Granted, the story should, under better circumstances, exist merely as the hat rack upon which jokes hang, but there’s nary a laugh to be found here. Most of the stabs at humor revolve around anachronism (Watson puts “Unchained Melody” on a Victrola, and he and Hart have “Ghost”-style romantic interplay while conducting an autopsy), physical bits (our heroes knock Victoria about like Frank Drebin tackling Elizabeth II in “The Naked Gun”) or Holmes’ arrogance, and none of them land.

I found myself watching moments like, say, Holmes and Watson traveling to a rough part of London, where streetwalkers beat and rob their carriage driver as they walk away obliviously, and thinking, “Okay, that’s a funny idea. But I’m not laughing.”

A stellar supporting cast is put to waste here, if not downright desecrated; besides Fiennes, we get appearances from Steve Coogan, Kelly Macdonald, Rob Brydon and Hugh Laurie, all of whom were, one hopes, well compensated for adding this embarrassment to their résumés. (Laurie, it should be noted, plays Mycroft Holmes, a role that previously allowed his onetime comedy partner Stephen Fry to steal “Sherlock Holmes: A Game of Shadows” out from under Robert Downey, Jr. Laurie neither takes nor is given a similar opportunity in this film.)

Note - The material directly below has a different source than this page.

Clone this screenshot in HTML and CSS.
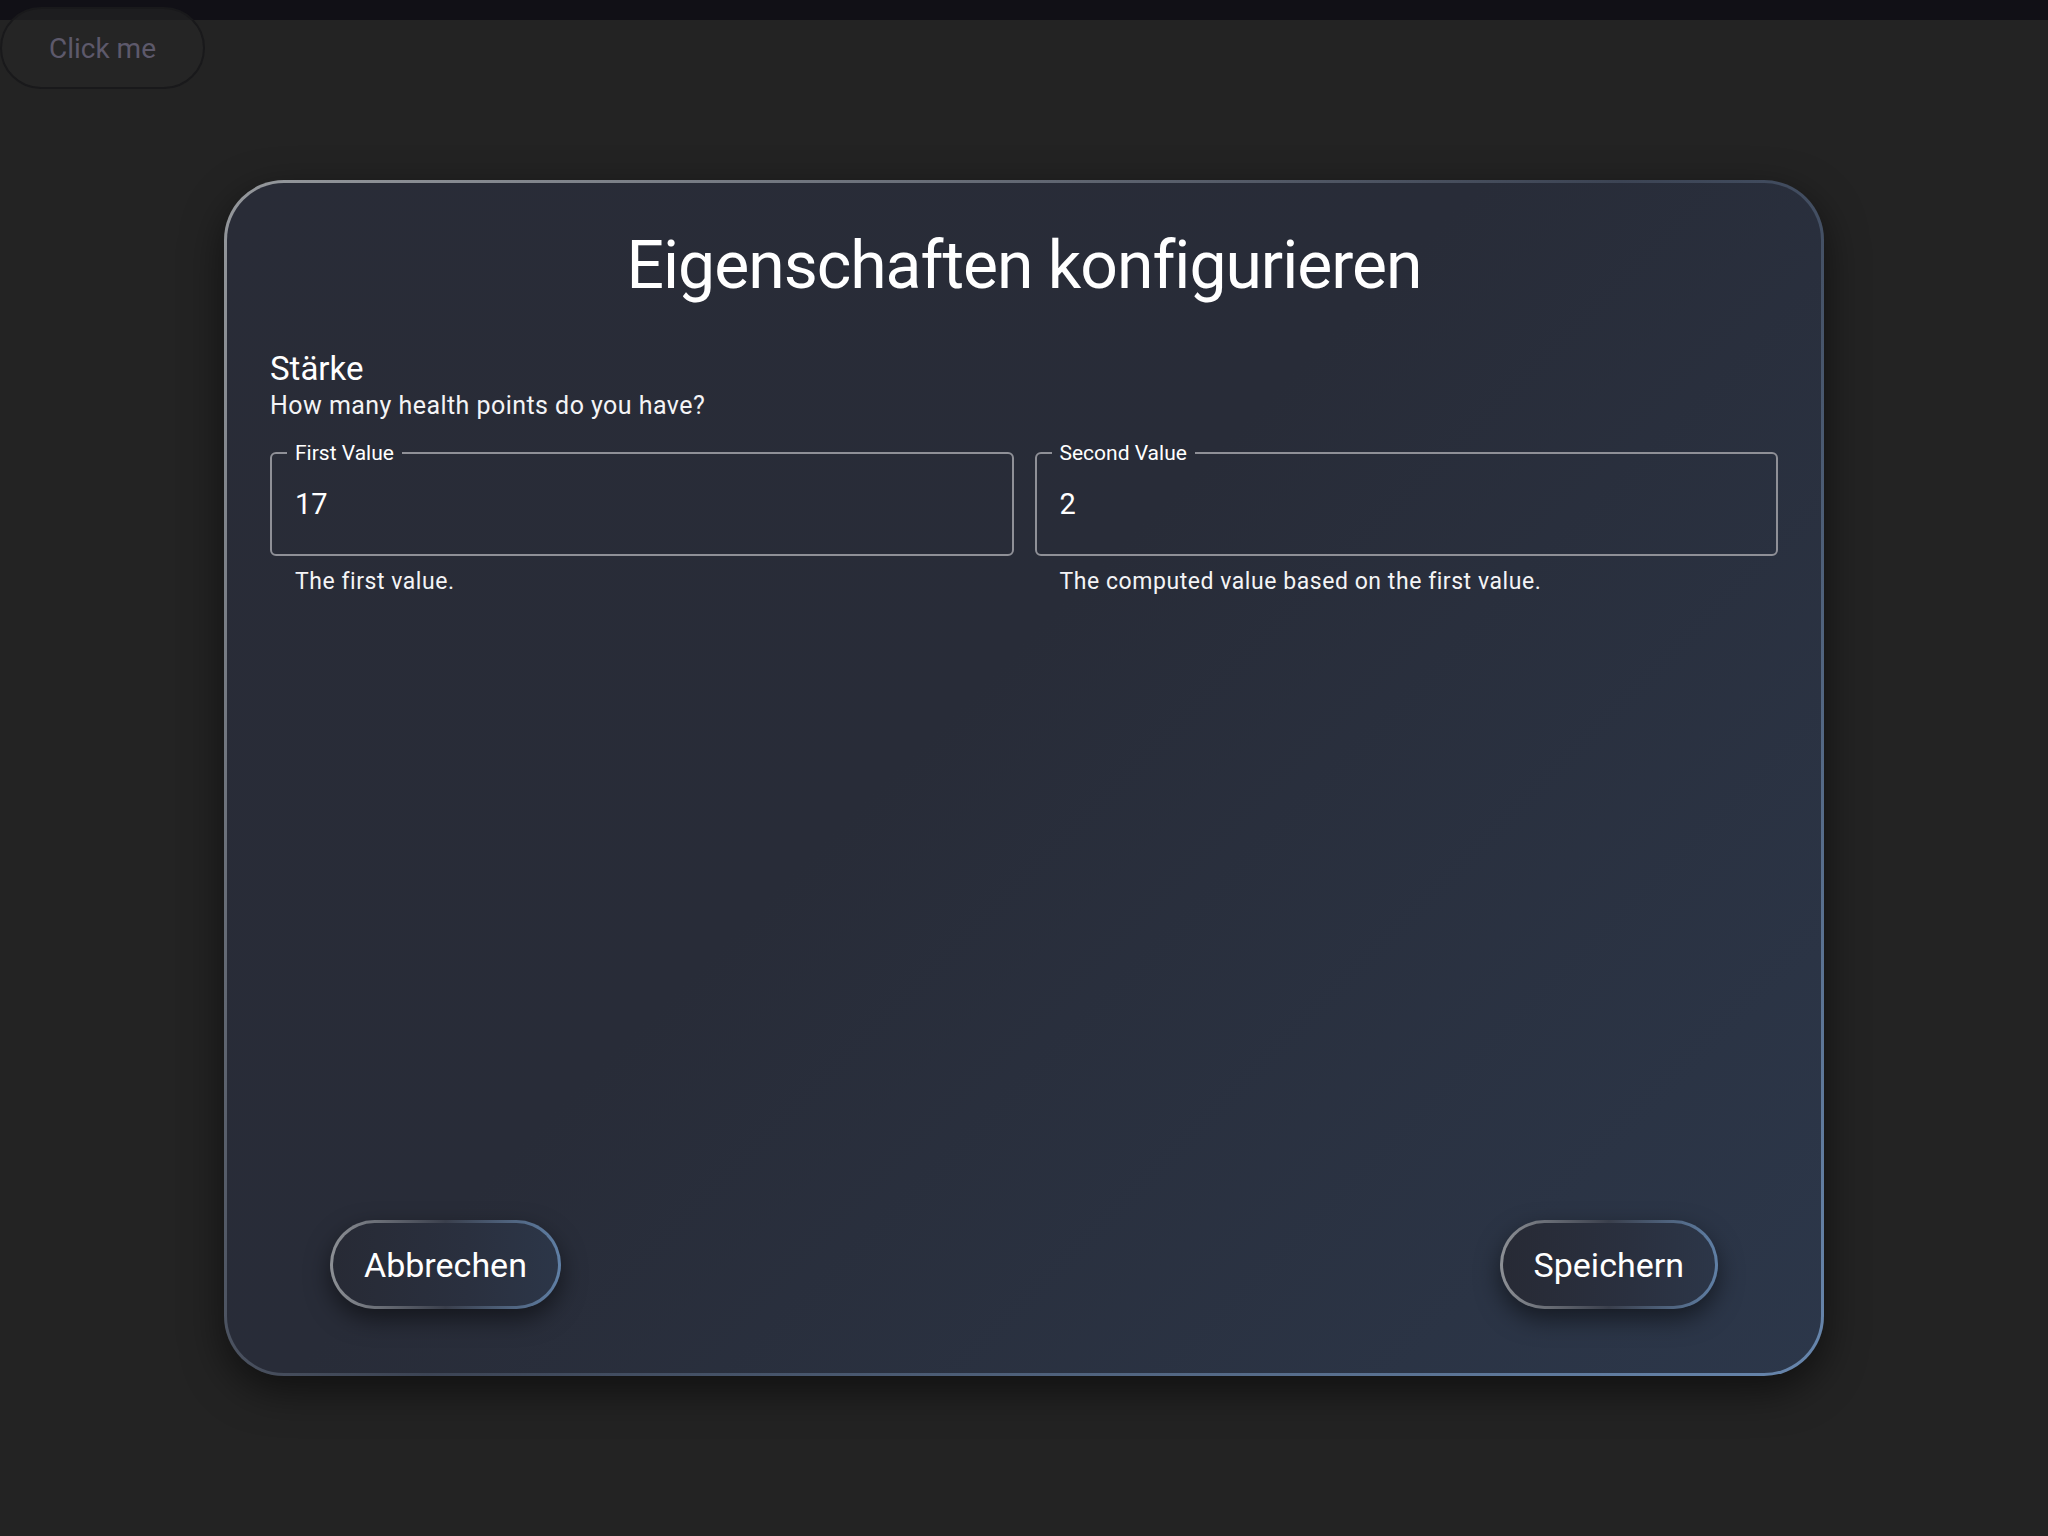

Ferrell continues to wander further away from his best moments as a screen actor — and it’s his own fault for reteaming with the guy who made “Get Hard” — and Reilly’s overall lack of subtlety is particularly crushing, given that this year has seen him give two of his finest performances, in “The Sisters Brothers” and “Stan and Ollie.”

“Stan and Ollie” is a movie about a comedy duo that has seen better days, while “Holmes & Watson” merely stars one.